根室海上保安部などは船内で事件について坂下船長から事情を聴いたが、吉進丸が調整規則ラインを越えて操業していた疑いもあるため、治療の状況を見ながら再度、事情を聴く方針。  

船長も世間体があって違法操業だったと言いにくいと言うこともあるのかもしれませんし、だからといって海上保安庁も船長の言い分を鵜呑みにせず慎重に事実確認をしようという姿勢でいるようなので安心なのですが。
しかし、漁船が領海内で操業していたとすると、ロシアの警備艇が領海侵犯をした上で発砲・殺害し、生存者を拿捕したということになるので、それこそ重大な外交問題になります。
この場合、国として厳重に抗議するとともに関係者の処罰を求めなければなりません。  

船長の発言はそのへん十分認識しての発言なんでしょうかね。 
また、帰国する船には外務省の職員もいたと思うのですが、そのへんの事情をきちんと理解させての上での発言なんでしょうか。(もし逆に外務省の指示・入れ知恵だとしたらそれはそれですごい踏み込みようだと思いますが)  

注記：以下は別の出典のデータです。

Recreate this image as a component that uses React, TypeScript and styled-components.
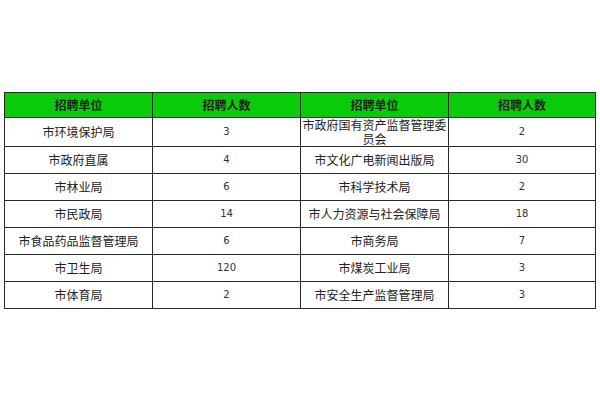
import styled, { createGlobalStyle } from "styled-components";

const GlobalStyle = createGlobalStyle`
    html, body {
        margin: 0;
        padding: 0;
        background: #ffffff;
    }
    body {
        font-family: "Noto Sans CJK SC", "Liberation Sans", sans-serif;
    }
`;

type Row = [string, string, string, string];

const rows: Row[] = [
    ["市环境保护局", "3", "市政府国有资产监督管理委员会", "2"],
    ["市政府直属", "4", "市文化广电新闻出版局", "30"],
    ["市林业局", "6", "市科学技术局", "2"],
    ["市民政局", "14", "市人力资源与社会保障局", "18"],
    ["市食品药品监督管理局", "6", "市商务局", "7"],
    ["市卫生局", "120", "市煤炭工业局", "3"],
    ["市体育局", "2", "市安全生产监督管理局", "3"],
];

const App = () => {
    return (
        <Page>
            <GlobalStyle />
            <Table>
                <colgroup>
                    <col style={{ width: 148 }} />
                    <col style={{ width: 148 }} />
                    <col style={{ width: 148 }} />
                    <col style={{ width: 147 }} />
                </colgroup>
                <thead>
                    <tr>
                        <HeadCell>招聘单位</HeadCell>
                        <HeadCell>招聘人数</HeadCell>
                        <HeadCell>招聘单位</HeadCell>
                        <HeadCell>招聘人数</HeadCell>
                    </tr>
                </thead>
                <tbody>
                    {rows.map((r, i) => (
                        <tr key={i}>
                            <Cell>{r[0]}</Cell>
                            <NumCell>{r[1]}</NumCell>
                            <Cell>{r[2]}</Cell>
                            <NumCell>{r[3]}</NumCell>
                        </tr>
                    ))}
                </tbody>
            </Table>
        </Page>
    );
};

export default App;

const Page = styled.div`
    width: 600px;
    height: 400px;
    padding: 92px 0 0 4px;
    box-sizing: border-box;
    background: #ffffff;
`;

const Table = styled.table`
    border-collapse: collapse;
    table-layout: fixed;
    width: 592px;
`;

const HeadCell = styled.th`
    background-color: #0acb0a;
    border: 1px solid #2a2a2a;
    height: 24px;
    padding: 0 2px;
    font-size: 12px;
    font-weight: bold;
    color: #1e1e1e;
    text-align: center;
    vertical-align: middle;
    line-height: 14px;
`;

const Cell = styled.td`
    border: 1px solid #2a2a2a;
    height: 26px;
    padding: 0 1px;
    font-size: 12px;
    color: #222222;
    text-align: center;
    vertical-align: middle;
    line-height: 14px;
`;

const NumCell = styled(Cell)`
    font-family: "DejaVu Sans", "Liberation Sans", sans-serif;
    font-size: 10px;
    color: #333333;
`;
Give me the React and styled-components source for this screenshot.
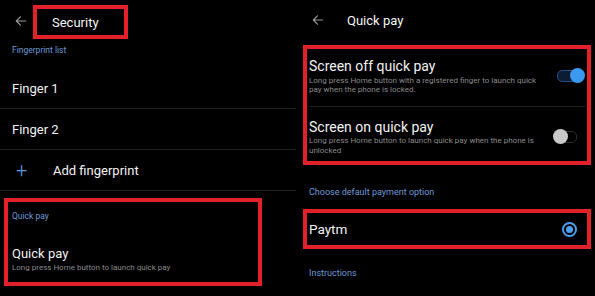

船長としては、結局事実関係は「藪の中」ということになるので、言った者勝ち、という判断なのかもしれませんが、 多分そうなった場合には、今後同様のトラブルが起きるのを避けるために全ての漁船に航路を記録する、飛行機におけるフライトレコーダーのようなブラックボックス(海上保安庁でないと開けられないしはずせない)の設置を義務付け、定期的に点検する、ということになるように思います。
そうすると、違法操業もすべて記録されてしまうので、(もし、現在違法操業している漁船があるとすれば、多分あるんだろうなぁ・・・)漁民達は自らの首を絞めることになってしまうのではないでしょうか。

その辺の展開まで意識しないと、自分を守ったと思ったら仲間(と自分の将来)を売っていた、ということになりかねませんよね。


このあたりは、企業不祥事と再発防止のための内部統制制度の充実と似たような話ですね。


帰国第一声として、拿捕の手順やいきなり発砲されたことへの不満を表明するのはいいと思いますが、操業場所については、どこまで考えての発言なのでしょうか。

ちょいと疑問なニュースでした。